Tuesday, July 13, 2010

Her Hair Story

The thing about this journey - as I've seen is true in my self and others around the web - is that it almost always starts out being just about hair...but that's never where it ends.



For me it started as random agreement with a friend in my early 20s...that we were gonna be loc'd by 30 and would start growing out our hair about a year or so before. As I sit here at 31, one month natural after a 13 month transition, obviously I'm a little behind schedule. However, as I've come to realize, it's all about the journey - not so much the destination or the time it takes to get there.

In April 2009 I unintentionally got my last relaxer. Five months later after stretching my perm through a hot and humid NYC summer with braids, I decided to purposefully see where this road would take me.

I was scared to BC, so I grew my hair out for 13 months, gradually trimming the ends, until I was ready to let go!



I've learned so much about myself and about my hair in this process. I got really creative during my transition and tried lots of styles and products thanks to all of the wonderfully supportive and informative ladies on youtube, fotki, and the hair blogs!

This journey has taken me on a path that involves a greater appreciation of myself – holistically. It has helped me toward acceptance of the “ME” that God has created me to be – and to hear so many others acknowledging the same is truly motivational. God made no mistakes when creating me – he didn’t mean to give me bone straight hair…then forgot. Embracing that thought has helped me to be better to myself – mind, body, and soul – and has allowed me to honor His perfect plan in the creation of me on several levels. I have found myself more conscious of not just what I put into my hair, but also about what I put into my body and what I allow into my mind.

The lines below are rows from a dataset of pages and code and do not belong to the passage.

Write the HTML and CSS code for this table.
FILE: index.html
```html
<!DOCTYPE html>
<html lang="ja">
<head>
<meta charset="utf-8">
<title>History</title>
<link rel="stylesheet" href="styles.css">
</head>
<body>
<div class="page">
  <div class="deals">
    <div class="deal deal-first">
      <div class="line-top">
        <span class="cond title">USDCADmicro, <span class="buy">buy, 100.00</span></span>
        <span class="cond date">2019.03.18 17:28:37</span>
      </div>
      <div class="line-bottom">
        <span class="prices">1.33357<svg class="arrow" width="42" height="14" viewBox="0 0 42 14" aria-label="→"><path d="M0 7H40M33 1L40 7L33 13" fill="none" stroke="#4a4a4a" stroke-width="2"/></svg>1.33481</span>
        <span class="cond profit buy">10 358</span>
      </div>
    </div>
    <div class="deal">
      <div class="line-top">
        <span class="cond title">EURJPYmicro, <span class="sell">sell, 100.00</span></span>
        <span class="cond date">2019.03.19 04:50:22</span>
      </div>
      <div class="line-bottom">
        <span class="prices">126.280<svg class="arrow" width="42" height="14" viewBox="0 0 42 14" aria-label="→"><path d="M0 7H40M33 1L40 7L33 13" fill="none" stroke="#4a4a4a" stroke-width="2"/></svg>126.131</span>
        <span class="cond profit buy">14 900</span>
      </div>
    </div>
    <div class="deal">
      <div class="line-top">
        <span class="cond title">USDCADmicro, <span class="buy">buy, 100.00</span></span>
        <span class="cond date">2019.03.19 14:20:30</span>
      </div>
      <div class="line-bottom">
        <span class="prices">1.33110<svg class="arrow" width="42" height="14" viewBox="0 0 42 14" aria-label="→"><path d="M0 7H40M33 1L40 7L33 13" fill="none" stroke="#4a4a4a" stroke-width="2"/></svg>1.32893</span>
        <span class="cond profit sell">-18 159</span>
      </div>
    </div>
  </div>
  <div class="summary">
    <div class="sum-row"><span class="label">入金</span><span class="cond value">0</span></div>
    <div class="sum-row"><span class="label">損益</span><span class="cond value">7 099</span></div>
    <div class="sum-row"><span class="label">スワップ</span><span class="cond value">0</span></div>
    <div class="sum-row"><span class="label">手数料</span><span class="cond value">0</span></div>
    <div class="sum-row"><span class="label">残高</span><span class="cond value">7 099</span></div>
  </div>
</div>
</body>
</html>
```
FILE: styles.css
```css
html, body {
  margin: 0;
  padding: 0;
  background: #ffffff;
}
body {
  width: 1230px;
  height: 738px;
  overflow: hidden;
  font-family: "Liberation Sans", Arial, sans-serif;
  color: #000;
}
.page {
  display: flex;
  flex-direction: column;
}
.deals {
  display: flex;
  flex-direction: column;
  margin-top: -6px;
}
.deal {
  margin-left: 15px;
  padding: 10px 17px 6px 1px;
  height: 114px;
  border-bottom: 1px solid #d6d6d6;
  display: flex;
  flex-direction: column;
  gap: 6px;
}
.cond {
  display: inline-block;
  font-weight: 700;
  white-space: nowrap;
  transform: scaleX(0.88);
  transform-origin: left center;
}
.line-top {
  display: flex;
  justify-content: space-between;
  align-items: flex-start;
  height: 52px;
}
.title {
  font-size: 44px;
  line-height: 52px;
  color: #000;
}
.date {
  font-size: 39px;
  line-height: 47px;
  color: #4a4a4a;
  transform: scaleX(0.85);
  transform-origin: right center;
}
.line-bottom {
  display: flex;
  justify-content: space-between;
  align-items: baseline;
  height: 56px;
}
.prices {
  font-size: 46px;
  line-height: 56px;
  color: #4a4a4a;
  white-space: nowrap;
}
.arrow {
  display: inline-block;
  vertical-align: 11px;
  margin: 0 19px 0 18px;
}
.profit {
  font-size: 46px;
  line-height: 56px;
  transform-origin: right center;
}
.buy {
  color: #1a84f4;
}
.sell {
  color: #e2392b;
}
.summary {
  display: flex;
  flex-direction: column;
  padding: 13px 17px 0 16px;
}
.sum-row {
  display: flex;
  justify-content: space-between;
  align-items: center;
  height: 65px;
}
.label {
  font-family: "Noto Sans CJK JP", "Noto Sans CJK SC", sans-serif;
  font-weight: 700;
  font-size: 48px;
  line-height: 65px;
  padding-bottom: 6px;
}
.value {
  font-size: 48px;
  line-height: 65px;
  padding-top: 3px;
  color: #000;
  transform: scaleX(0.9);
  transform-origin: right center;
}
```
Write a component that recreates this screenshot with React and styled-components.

I am embracing a new concept of beauty – and it’s a struggle. I still see sisters with long straight hair and miss those years at the Dominican salon, while on the other hand I see sisters with fierce fro’s and luscious loc’s and get hair envy. I am, as we all are, a work in progress. But I see and appreciate the infinite possibilities of what our hair can be – and beyond that how the state of our hair impacts our consciousness.

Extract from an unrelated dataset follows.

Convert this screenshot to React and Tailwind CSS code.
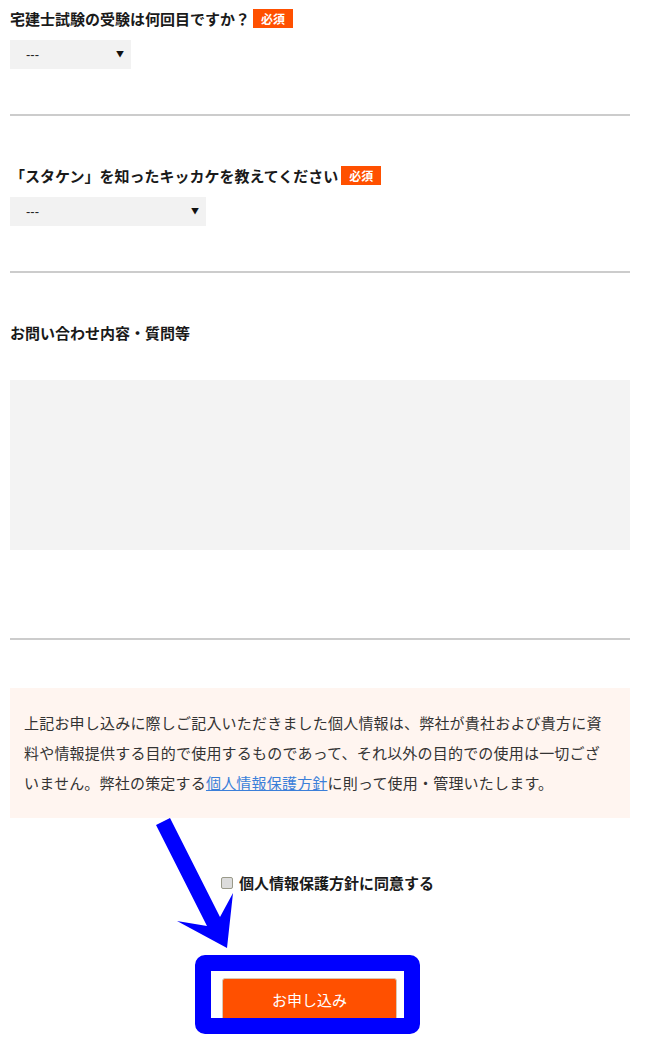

We may or may not BE our hair, but we are integrally connected to our hair and it affects the “YOU” that shines through. I have noticed, in myself and others, a new confidence that comes with the change. I have found myself absolutely loving the “new” stuff that’s growing out of my head, whereas in my permed days I used to run to my stylist’s chair at the first sign of waves preventing my hair from laying flat to my scalp.

It’s like a mandatory gift that comes with the decision to transition – “to rock this look, you must have the self-confidence to go with it”. For some, I’m sure, it’s just a mechanism for coping with the nay-sayers and curious looks from less than supportive people. But as you grow into, and begin to walk in that self confidence – it presents itself as a regal beauty and an exuded sense of being totally comfortable with the skin you’re in.

So as I enter this 2nd month of my naturalness I have come to absolutely love the change in me – and I am happy to share a little bit of that with any of you who choose to join me along the way.


Peace & Blessing…

2 comments:

  1. Everything you said is so true. I am currently transitioning and I have to constantly deal my hubby giving my hair the sideye and my mom commenting that she prefers it straight. Years ago, I would have caved. Today, I stand my ground.

    P.S. Thanks for following my blog.

    ReplyDelete
  2. Thanks for following back Latoya!

    My biggest critics have been the teens in my family. To them Straight is pretty and normal...Natural, not so much.

    I'm slowly changing their minds as I style, and I actually gotten a few - oh you hair looks cute.

    And as you said in your post that I love - they will still love you, and they will love your hair because they love you.